Restraint is not a word that is in this film’s vocabulary, as it gets bogged down in so many rules that it never seems willing to take the leap to break them. What could be some potentially unsettling reveals surrounding the supporting characters are buried under generally lackluster filmmaking, and even more tiresome storytelling that never stops adding on unnecessary explanations of everything that is unfolding.
'Baghead' Is a Horror Film That Goes in Search of Scares Only to Find Flat Characters
Nowhere is this more felt than with Katie, played by Bridgerton's Ruby Barker, a one-dimensional character who mostly exists to be a friend to Iris and who does some investigating of her own when the film needs to fill in more of its background. It’s a thankless part that only grows more and more so the longer the film goes on, leaving little sense as to why she was there, except to supposedly move the plot forward. Then again, Iris herself is not the most well-written character either. However, Allan at least gets something approaching an additional dimension to work with and some potentially engaging scenes alongside Mullan. The trouble is these are so sparing and minimal that they too just end up falling flat. Instead, we get back to more of the constant explaining the film remains hellbent on doing. It is so excessive that it makes the recent robotic excuse for a horror film, Five Nights at Freddy’s, seem downright efficient and eerie by comparison.

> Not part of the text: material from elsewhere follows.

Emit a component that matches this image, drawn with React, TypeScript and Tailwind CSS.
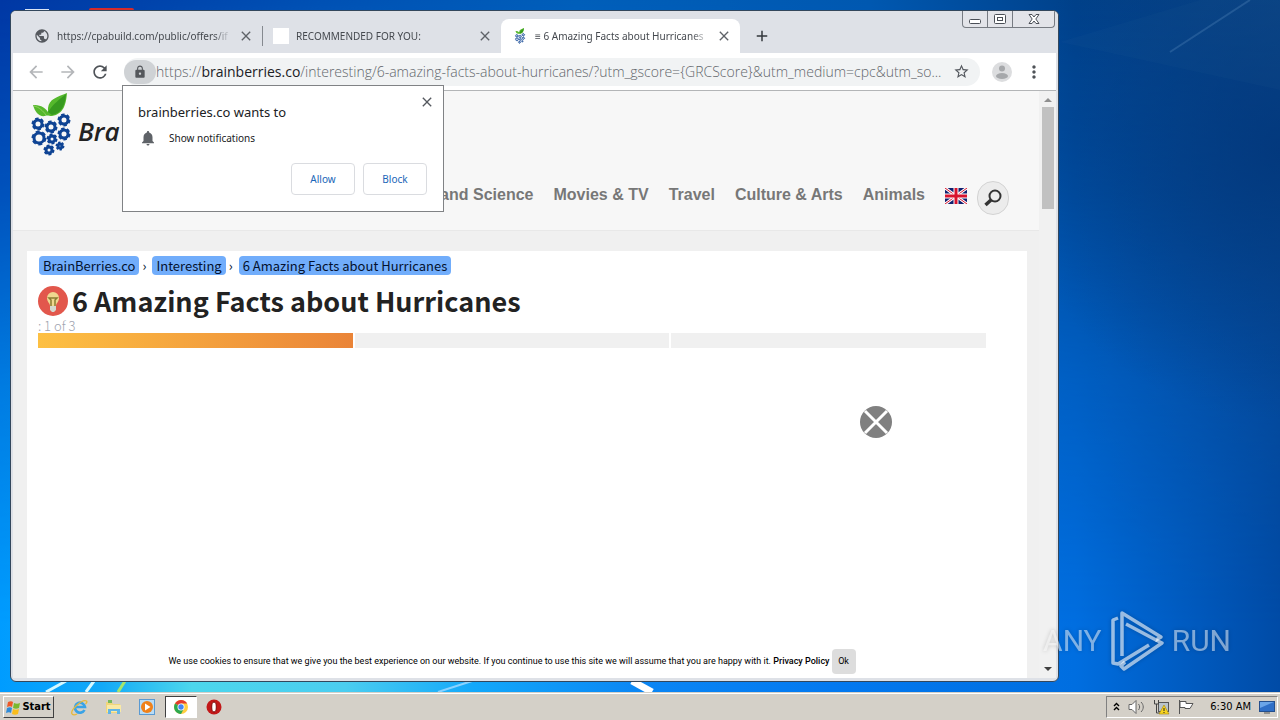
import type { ReactNode } from "react";
import {
  MdAdd,
  MdArrowBack,
  MdArrowForward,
  MdClose,
  MdLock,
  MdMoreVert,
  MdNotifications,
  MdPublic,
  MdRefresh,
  MdStarBorder,
} from "react-icons/md";

const gears = [
  { x: 8, y: 31, r: 5 },
  { x: 21, y: 34, r: 5 },
  { x: 34, y: 27, r: 5 },
  { x: 9, y: 45, r: 6 },
  { x: 34, y: 41, r: 5 },
  { x: 22, y: 46, r: 4 },
  { x: 19, y: 57, r: 4 },
  { x: 30, y: 53, r: 3 },
];

const navItems = ["and Science", "Movies & TV", "Travel", "Culture & Arts", "Animals"];
const crumbs = ["BrainBerries.co", "Interesting", "6 Amazing Facts about Hurricanes"];

function Berry({ className }: { className?: string }) {
  return (
    <svg viewBox="0 0 42 64" className={className} aria-hidden="true">
      <path d="M18 15C19 6 27 4 37 0c-1 11-3 21-15 23-3 0-5-1-7 0C9 24 5 19 3 12c6 0 11 1 15 7Z" fill="#55b82c" />
      <path d="M18 19C23 11 30 6 36 1c-1 11-4 19-14 21Z" fill="#379a1f" />
      <path d="M4 13c5 1 9 5 12 9" stroke="#8fd05c" strokeWidth="1" fill="none" />
      {gears.map((g) => (
        <g key={`${g.x}-${g.y}`} fill="none" stroke="#0f4494">
          <circle cx={g.x} cy={g.y} r={g.r - 1} strokeWidth="3" />
          <circle cx={g.x} cy={g.y} r={g.r + 0.5} strokeWidth="2" pathLength="60" strokeDasharray="6 4" />
        </g>
      ))}
    </svg>
  );
}

function Wallpaper() {
  return (
    <svg viewBox="0 0 1280 692" preserveAspectRatio="none" className="absolute inset-0 size-full" aria-hidden="true">
      <defs>
        <linearGradient id="low">
          <stop offset="0" stopColor="#009cff" />
          <stop offset="0.08" stopColor="#12a9f8" />
          <stop offset="0.15" stopColor="#4cd6ec" />
          <stop offset="0.27" stopColor="#4bcdf0" />
          <stop offset="0.37" stopColor="#13a8fa" />
          <stop offset="0.5" stopColor="#0b86f4" />
          <stop offset="0.65" stopColor="#0379f0" />
          <stop offset="0.84" stopColor="#006ee0" />
          <stop offset="1" stopColor="#004ba6" />
        </linearGradient>
        <linearGradient id="high">
          <stop offset="0" stopColor="#0037a4" />
          <stop offset="0.25" stopColor="#0050b4" />
          <stop offset="0.45" stopColor="#005eba" />
          <stop offset="0.68" stopColor="#0058b0" />
          <stop offset="0.84" stopColor="#00418a" />
          <stop offset="1" stopColor="#0c4788" />
        </linearGradient>
        <linearGradient id="fade" x2="0" y2="1">
          <stop offset="0" stopColor="#fff" />
          <stop offset="0.28" stopColor="#bbb" />
          <stop offset="0.55" stopColor="#555" />
          <stop offset="0.9" stopColor="#000" />
        </linearGradient>
        <mask id="sky">
          <path d="M0 0h1280v692H0z" fill="url(#fade)" />
        </mask>
        <radialGradient id="dim" cx="1280" cy="150" r="270" gradientUnits="userSpaceOnUse">
          <stop offset="0" stopColor="#003478" stopOpacity="0.75" />
          <stop offset="1" stopColor="#003478" stopOpacity="0" />
        </radialGradient>
      </defs>
      <path d="M0 0h1280v692H0z" fill="url(#low)" />
      <path d="M0 0h1280v692H0z" fill="url(#high)" mask="url(#sky)" />
      <path d="M1000 0h280v450h-280z" fill="url(#dim)" />
      <path d="m1170 52 80-52" stroke="#6f9ecb" strokeOpacity="0.25" strokeWidth="2" />
      <path d="M1060 42 1200 0h80v90Z" fill="#5b8fb8" fillOpacity="0.04" />
      <path d="m46 692 20-11M86 692l8-11" stroke="#d5f8ff" strokeWidth="3" />
      <path d="m118 692 7-11" stroke="#a5e66c" strokeWidth="3" />
      <path d="m438 692 34-11" stroke="#8ad2ff" strokeWidth="2" />
      <path d="m632 681 20 11" stroke="#fff" strokeWidth="7" />
      <path d="M25 9.500h24" stroke="#dce6f5" strokeWidth="1" />
      <rect x="89" y="8" width="45" height="8" rx="2" fill="#d52b2b" />
    </svg>
  );
}

function Tab({ icon, title, active }: { icon: ReactNode; title: string; active?: boolean }) {
  return (
    <div
      className={
        active
          ? "flex w-[239px] items-center gap-[7px] rounded-t-lg bg-white pr-2 pl-[11px]"
          : "flex w-[239px] items-center gap-[7px] pr-2 pl-[11px]"
      }
    >
      {icon}
      <span className="flex-1 overflow-hidden mask-r-from-90% text-[10px] whitespace-nowrap text-[#45494f]">{title}</span>
      <button aria-label="Close tab" className="text-[#5f6368]">
        <MdClose size={16} />
      </button>
    </div>
  );
}

function WindowControls() {
  return (
    <div className="flex h-[17px] divide-x divide-[#777b82] rounded-b border border-t-0 border-[#777b82] bg-[#e3e4e9]">
      <button aria-label="Minimize" className="flex w-[25px] items-center justify-center">
        <svg width="12" height="12" viewBox="0 0 12 12">
          <rect x="0.5" y="6.5" width="11" height="4" rx="1" fill="#fff" stroke="#4b4f57" />
        </svg>
      </button>
      <button aria-label="Maximize" className="flex w-[25px] items-center justify-center">
        <svg width="12" height="12" viewBox="0 0 12 12" fill="#fff" stroke="#4b4f57">
          <rect x="0.5" y="1.5" width="11" height="9" rx="1" />
          <rect x="3.5" y="4.5" width="5" height="3" />
        </svg>
      </button>
      <button aria-label="Close" className="flex w-[41px] items-center justify-center">
        <svg width="12" height="12" viewBox="0 0 12 12">
          <path
            d="M1 1.5h3L6 4l2-2.500h3L7.800 6 11 10.500H8L6 8l-2 2.500H1L4.200 6Z"
            fill="#fff"
            stroke="#4b4f57"
          />
        </svg>
      </button>
    </div>
  );
}

function TabStrip() {
  return (
    <div className="flex h-[42px] justify-between bg-[#dee1e7] pr-[3px]">
      <div className="flex pt-2 pl-3">
        <Tab icon={<MdPublic size={16} className="shrink-0 text-[#55595f]" />} title="https://cpabuild.com/public/offers/if" />
        <div className="relative flex">
          <span className="absolute top-[7px] h-5 w-px bg-[#85898f]" />
          <Tab icon={<span className="size-4 shrink-0 bg-white" />} title="RECOMMENDED FOR YOU:" />
        </div>
        <Tab
          active
          icon={<Berry className="h-4 w-4 shrink-0" />}
          title="≡ 6 Amazing Facts about Hurricanes"
        />
        <button aria-label="New tab" className="ml-[13px] text-[#33373c]">
          <MdAdd size={18} />
        </button>
      </div>
      <WindowControls />
    </div>
  );
}

function Toolbar() {
  return (
    <div className="flex h-[38px] items-center border-b border-[#b3b5b7] bg-white pr-3 pl-[13px]">
      <div className="flex gap-3 pr-[14px] text-[#b4b6b9]">
        <button aria-label="Back">
          <MdArrowBack size={20} />
        </button>
        <button aria-label="Forward">
          <MdArrowForward size={20} />
        </button>
        <button aria-label="Reload" className="text-[#4f5358]">
          <MdRefresh size={20} />
        </button>
      </div>
      <div className="flex h-7 min-w-0 flex-1 items-center rounded-full bg-[#f1f3f4]">
        <button aria-label="Site information" className="flex h-6 w-8 shrink-0 items-center justify-center rounded-full bg-[#cfd2d5] text-[#55585c]">
          <MdLock size={14} />
        </button>
        <span className="flex-1 truncate font-['Open_Sans','Noto_Sans',sans-serif] text-[14px] font-light text-[#62666b]">
          https://<span className="font-normal text-[#202124]">brainberries.co</span>
          /interesting/6-amazing-facts-about-hurricanes/?utm_gscore={"{GRCScore}"}&amp;utm_medium=cpc&amp;utm_so...
        </span>
        <button aria-label="Bookmark this page" className="px-[10px] text-[#55595f]">
          <MdStarBorder size={17} />
        </button>
      </div>
      <button aria-label="Profile" className="ml-3">
        <svg width="20" height="20" viewBox="0 0 20 20">
          <circle cx="10" cy="10" r="10" fill="#dcdddf" />
          <circle cx="10" cy="6.500" r="3" fill="#a6a8ab" />
          <ellipse cx="10" cy="14" rx="6" ry="3" fill="#a6a8ab" />
        </svg>
      </button>
      <button aria-label="Menu" className="ml-3 text-[#4f5358]">
        <MdMoreVert size={20} />
      </button>
    </div>
  );
}

function PermissionPrompt() {
  return (
    <div
      role="dialog"
      aria-label="Notification permission"
      className="absolute top-[74px] left-[111px] w-[322px] border border-[#808285] bg-white px-4 pt-4 pb-4 text-[#202124]"
    >
      <button aria-label="Dismiss" className="absolute top-2 right-2 text-[#55595f]">
        <MdClose size={16} />
      </button>
      <p className="-ml-px text-[13px] leading-5">brainberries.co wants to</p>
      <p className="mt-1 flex items-center gap-3 text-[10px] leading-6">
        <MdNotifications size={18} className="text-[#5f6368]" />
        Show notifications
      </p>
      <div className="mt-[13px] flex justify-end gap-2 text-[10px] text-[#1a66b8]">
        <button className="h-8 w-16 rounded border border-[#dadce0]">Allow</button>
        <button className="h-8 w-16 rounded border border-[#dadce0]">Block</button>
      </div>
    </div>
  );
}

function Flag() {
  return (
    <svg width="22" height="16" viewBox="0 0 22 16" aria-label="English">
      <path d="M0 0h22v16H0z" fill="#10206f" />
      <path d="m0 0 22 16M22 0 0 16" stroke="#fff" strokeWidth="3" />
      <path d="m0 0 22 16M22 0 0 16" stroke="#d8142e" strokeWidth="1" />
      <path d="M11 0v16M0 8h22" stroke="#fff" strokeWidth="5" />
      <path d="M11 0v16M0 8h22" stroke="#d8142e" strokeWidth="3" />
    </svg>
  );
}

function SiteHeader() {
  return (
    <header className="flex h-[140px] flex-col justify-between border-b border-[#e8e8e8] bg-[#f7f7f7] pr-[30px] pb-[15px] pl-[17px]">
      <a href="#home" className="flex items-center gap-1.5 pt-0.5">
        <Berry className="h-16 w-[42px]" />
        <span className="pt-3 font-['Open_Sans','Noto_Sans',sans-serif] text-[26px] font-semibold text-[#222] italic">Bra</span>
      </a>
      <nav className="flex justify-end gap-5 font-['Liberation_Sans',Arial,sans-serif] text-[16px] leading-7 font-bold whitespace-nowrap text-[#777]">
        {navItems.map((item) => (
          <a key={item} href="#nav">
            {item}
          </a>
        ))}
        <div className="flex gap-[10px]">
          <a href="#english" className="flex h-[30px] items-center">
            <Flag />
          </a>
          <button aria-label="Search" className="flex h-[34px] w-8 items-center justify-center rounded-full border border-[#d3d3d3] bg-[#ececec]">
            <svg width="18" height="18" viewBox="0 0 18 18" fill="none" stroke="#333">
              <circle cx="11" cy="7" r="5.500" strokeWidth="2" />
              <path d="m7 11-5.500 5" strokeWidth="3.500" />
            </svg>
          </button>
        </div>
      </nav>
    </header>
  );
}

function Article() {
  return (
    <main className="mt-5 mr-3 ml-[14px] flex flex-1 flex-col bg-white pt-[5px] pl-[11px]">
      <div className="flex gap-[3px] pl-px font-['Noto_Sans_CJK_SC',sans-serif] text-[13px] leading-[19px] text-[#04122e]">
        {crumbs.map((crumb, i) => (
          <div key={crumb} className="flex gap-[3px]">
            {i > 0 && <span className="w-[7px]">›</span>}
            <a href="#crumb" className="rounded-sm bg-[#71adfb] px-1">
              {crumb}
            </a>
          </div>
        ))}
      </div>
      <h1 className="mt-2 flex items-center gap-1 font-['Noto_Sans_CJK_SC',sans-serif] text-[27px] leading-9 font-bold text-[#222]">
        <svg width="30" height="30" viewBox="0 0 30 30" aria-hidden="true">
          <circle cx="15" cy="15" r="15" fill="#e2574c" />
          <path d="M9 12a6 6 0 0 1 12 0c0 4-3 5-3 8h-6c0-3-3-4-3-8Z" fill="#efd78f" />
          <path d="M13 20v-6l-2-2h8l-2 2v6" fill="none" stroke="#8a7c33" strokeWidth="1.500" />
          <path d="M12 20h6v4l-2 2h-2l-2-2Z" fill="#d5d8d0" />
        </svg>
        6 Amazing Facts about Hurricanes
      </h1>
      <p className="font-['Noto_Sans_CJK_SC',sans-serif] text-[13px] leading-[14px] font-light text-[#a0a4b0]">: 1 of 3</p>
      <div className="mr-[41px] flex h-[15px] gap-0.5">
        <div className="flex-1 bg-linear-to-r from-[#fdc043] to-[#ea8438]" />
        <div className="flex-1 bg-[#f0f0f0]" />
        <div className="flex-1 bg-[#f0f0f0]" />
      </div>
      <div className="mt-[58px] mr-[135px] flex justify-end">
        <button aria-label="Close advertisement">
          <svg width="32" height="32" viewBox="0 0 32 32">
            <circle cx="16" cy="16" r="16" fill="#808080" />
            <path d="m5 5 22 22M27 5 5 27" stroke="#fff" strokeWidth="3" />
          </svg>
        </button>
      </div>
      <div className="mt-auto mr-[41px] flex items-center justify-center gap-0.5 pb-1 font-['Roboto','Noto_Sans',sans-serif] text-[9px] text-black">
        <span>
          We use cookies to ensure that we give you the best experience on our website. If you continue to use this site we will assume
          that you are happy with it.{" "}
          <a href="#privacy" className="font-medium">
            Privacy Policy
          </a>
        </span>
        <button className="h-[25px] w-6 rounded-sm bg-[#ddd]">Ok</button>
      </div>
    </main>
  );
}

function Scrollbar() {
  return (
    <div className="flex w-[17px] flex-col items-center bg-[#f1f1f1] pt-[7px] pb-[7px]">
      <svg width="8" height="4" viewBox="0 0 8 4">
        <path d="m0 4 4-4 4 4Z" fill="#8f8f8f" />
      </svg>
      <div className="mt-[5px] h-[102px] w-3 bg-[#c1c1c1]" />
      <svg width="8" height="4" viewBox="0 0 8 4" className="mt-auto">
        <path d="m0 0 4 4 4-4Z" fill="#404040" />
      </svg>
    </div>
  );
}

function BrowserWindow() {
  return (
    <div className="absolute top-[10px] right-[221px] bottom-[10px] left-[10px] flex flex-col overflow-hidden rounded-md border border-[#33475c] bg-[#dee1e7]">
      <TabStrip />
      <div className="flex min-h-0 flex-1 flex-col pr-0.5 pb-[3px] pl-0.5">
        <Toolbar />
        <div className="flex min-h-0 flex-1">
          <div className="flex min-w-0 flex-1 flex-col bg-[#f0f0f0]">
            <SiteHeader />
            <Article />
          </div>
          <Scrollbar />
        </div>
      </div>
      <PermissionPrompt />
    </div>
  );
}

function Watermark() {
  return (
    <div className="absolute right-[49px] bottom-5 flex items-center gap-2 font-['Roboto','Liberation_Sans',sans-serif] text-[30px] leading-none text-white/50 drop-shadow-[0_0_2px_rgba(0,0,0,0.35)]">
      ANY
      <svg width="54" height="62" viewBox="0 0 54 62" fill="none" stroke="#fff" strokeOpacity="0.6" strokeWidth="3.500" strokeLinejoin="round">
        <path d="M8 8 3 10v43l5 1 31-19" />
        <path d="M12 46V3l39 24-5 3-30-16" />
        <path d="m46 30 6 3-38 26-3-3 4-4" />
      </svg>
      RUN
    </div>
  );
}

function ChromeIcon() {
  return (
    <svg width="16" height="16" viewBox="0 0 16 16">
      <circle cx="8" cy="8" r="7" fill="#ffce41" />
      <path d="M8 8 2 4.500a7 7 0 0 1 12.200 0L8 4.500Z" fill="#e33b2e" />
      <path d="M8 8 2 4.500A7 7 0 0 0 8 15l3-5.500Z" fill="#2da94f" />
      <circle cx="8" cy="8" r="3.500" fill="#fff" />
      <circle cx="8" cy="8" r="2.700" fill="#4285f4" />
    </svg>
  );
}

function Taskbar() {
  return (
    <footer className="flex h-7 shrink-0 items-center justify-between border-t border-[#d4d0c8] bg-[#d4d0c8] pt-px pr-0.5 pl-[3px] font-['DejaVu_Sans_Condensed','DejaVu_Sans',sans-serif] text-[11px] text-black shadow-[inset_0_1px_#fff]">
      <div className="flex h-[22px] items-center">
        <button className="flex h-full w-[51px] items-center justify-center gap-px border border-t-white border-r-[#404040] border-b-[#404040] border-l-white font-bold">
          <svg width="15" height="15" viewBox="0 0 15 15" aria-hidden="true">
            <path d="M2 2c2-1 4-1 5 0L6 7C5 6 3 6 1 7Z" fill="#ef5826" />
            <path d="M8 3c2 1 4 1 6 0l-1 5c-2 1-4 1-6 0Z" fill="#7ab82e" />
            <path d="M1 8c2-1 4-1 5 0l-1 5c-1-1-3-1-5 0Z" fill="#2f8bd8" />
            <path d="M7 9c2 1 4 1 6 0l-1 5c-2 1-4 1-6 0Z" fill="#f9bd1c" />
          </svg>
          Start
        </button>
        <div className="flex h-full items-center pl-[17px]">
          <button aria-label="Internet Explorer">
            <svg width="17" height="17" viewBox="0 0 17 17" fill="none">
              <path d="M13.500 11A5 5 0 1 1 14 8H5" stroke="#3aa3e6" strokeWidth="2.600" />
              <path d="M1 15C-1 11 11 0 15.500 2c1 1 0 2-1 3M1 15c1 1 3 1 5 0" stroke="#e7b93a" strokeWidth="1.300" />
            </svg>
          </button>
          <button aria-label="Explorer" className="ml-[17px]">
            <svg width="17" height="17" viewBox="0 0 17 17">
              <path d="M1 3h6l1 2h7v9H1Z" fill="#f0d67b" />
              <path d="M3 1h4v3H3z" fill="#78b95a" />
              <path d="M2 6h14v7H2z" fill="#f9e9a5" />
              <path d="M3 15v-5h12v5h-3v-3H6v3Z" fill="#62b5e5" />
            </svg>
          </button>
          <button aria-label="Media Player" className="ml-[17px]">
            <svg width="17" height="17" viewBox="0 0 17 17">
              <rect x="0.500" y="0.500" width="15" height="15" fill="#b9dcf5" stroke="#5a9ad2" />
              <circle cx="8" cy="8" r="6" fill="#f08119" />
              <path d="m6 4.500 5.500 3.500L6 11.500Z" fill="#fff" />
            </svg>
          </button>
          <button
            aria-label="Chrome"
            className="ml-[9px] flex h-[22px] w-8 items-center justify-center border border-t-[#404040] border-r-white border-b-white border-l-[#404040] bg-white"
          >
            <ChromeIcon />
          </button>
          <button aria-label="Opera" className="ml-[9px]">
            <svg width="16" height="16" viewBox="0 0 16 16">
              <circle cx="8" cy="8" r="7.500" fill="#c21818" />
              <ellipse cx="8" cy="8" rx="2.300" ry="5" fill="#fff" stroke="#7c0808" />
            </svg>
          </button>
        </div>
      </div>
      <div className="flex h-[22px] items-center border border-t-[#808080] border-r-white border-b-white border-l-[#808080] pr-0.5 pl-1.5">
        <svg width="7" height="10" viewBox="0 0 7 10" fill="none" stroke="#000" strokeWidth="1.400">
          <path d="m1 4 2.500-2.500L6 4M1 8l2.500-2.500L6 8" />
        </svg>
        <svg width="17" height="16" viewBox="0 0 17 16" fill="#fff" stroke="#666" className="ml-2">
          <path d="M1 5.500h3l4-4v13l-4-4H1Z" />
          <path d="M10.500 5c1.500 2 1.500 4 0 6M13 3c3 3 3 7 0 10" fill="none" />
        </svg>
        <svg width="17" height="16" viewBox="0 0 17 16" className="ml-2">
          <rect x="5.500" y="3.500" width="10" height="9" fill="#b9c3cb" stroke="#555" />
          <path d="M1.500 1v4h4V1M3.500 5v9h4" fill="none" stroke="#444" />
          <path d="m11 6 5 9H6Z" fill="#f8d421" stroke="#a58405" strokeWidth="0.600" />
          <path d="M11 9v3m0 1v1" stroke="#222" />
        </svg>
        <svg width="16" height="16" viewBox="0 0 16 16" fill="#fff" stroke="#555" className="ml-2">
          <path d="M1.500 1v14M2 2.500h6v2h7l-3 5H7v-1H2Z" />
        </svg>
        <time className="ml-4">6:30 AM</time>
        <svg width="16" height="14" viewBox="0 0 16 14" className="ml-2">
          <rect x="0.500" y="1.500" width="15" height="10" fill="#2f6fc7" stroke="#244f8d" />
          <path d="M1 2h14L1 8Z" fill="#6ba5e8" />
          <path d="M5 13h6" stroke="#555" />
        </svg>
      </div>
    </footer>
  );
}

export default function App() {
  return (
    <div className="flex h-screen flex-col overflow-hidden font-['Noto_Sans','Open_Sans',sans-serif]">
      <div className="relative min-h-0 flex-1">
        <Wallpaper />
        <BrowserWindow />
        <Watermark />
      </div>
      <Taskbar />
    </div>
  );
}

Most disappointing is how the central design of Baghead is not too shabby, yet becomes drained of any impact the longer the film drags on. You can practically see a film that, were it not so caught up explaining itself, could have captured this being in a terrifying way. We get increasingly clunky visual effects, with one scene near the end involving hands really not working, though it all feels like one big misstep even from the jump. There are masterful works of horror that have proven less can be more. Despite some of its promise, Baghead is not one of them.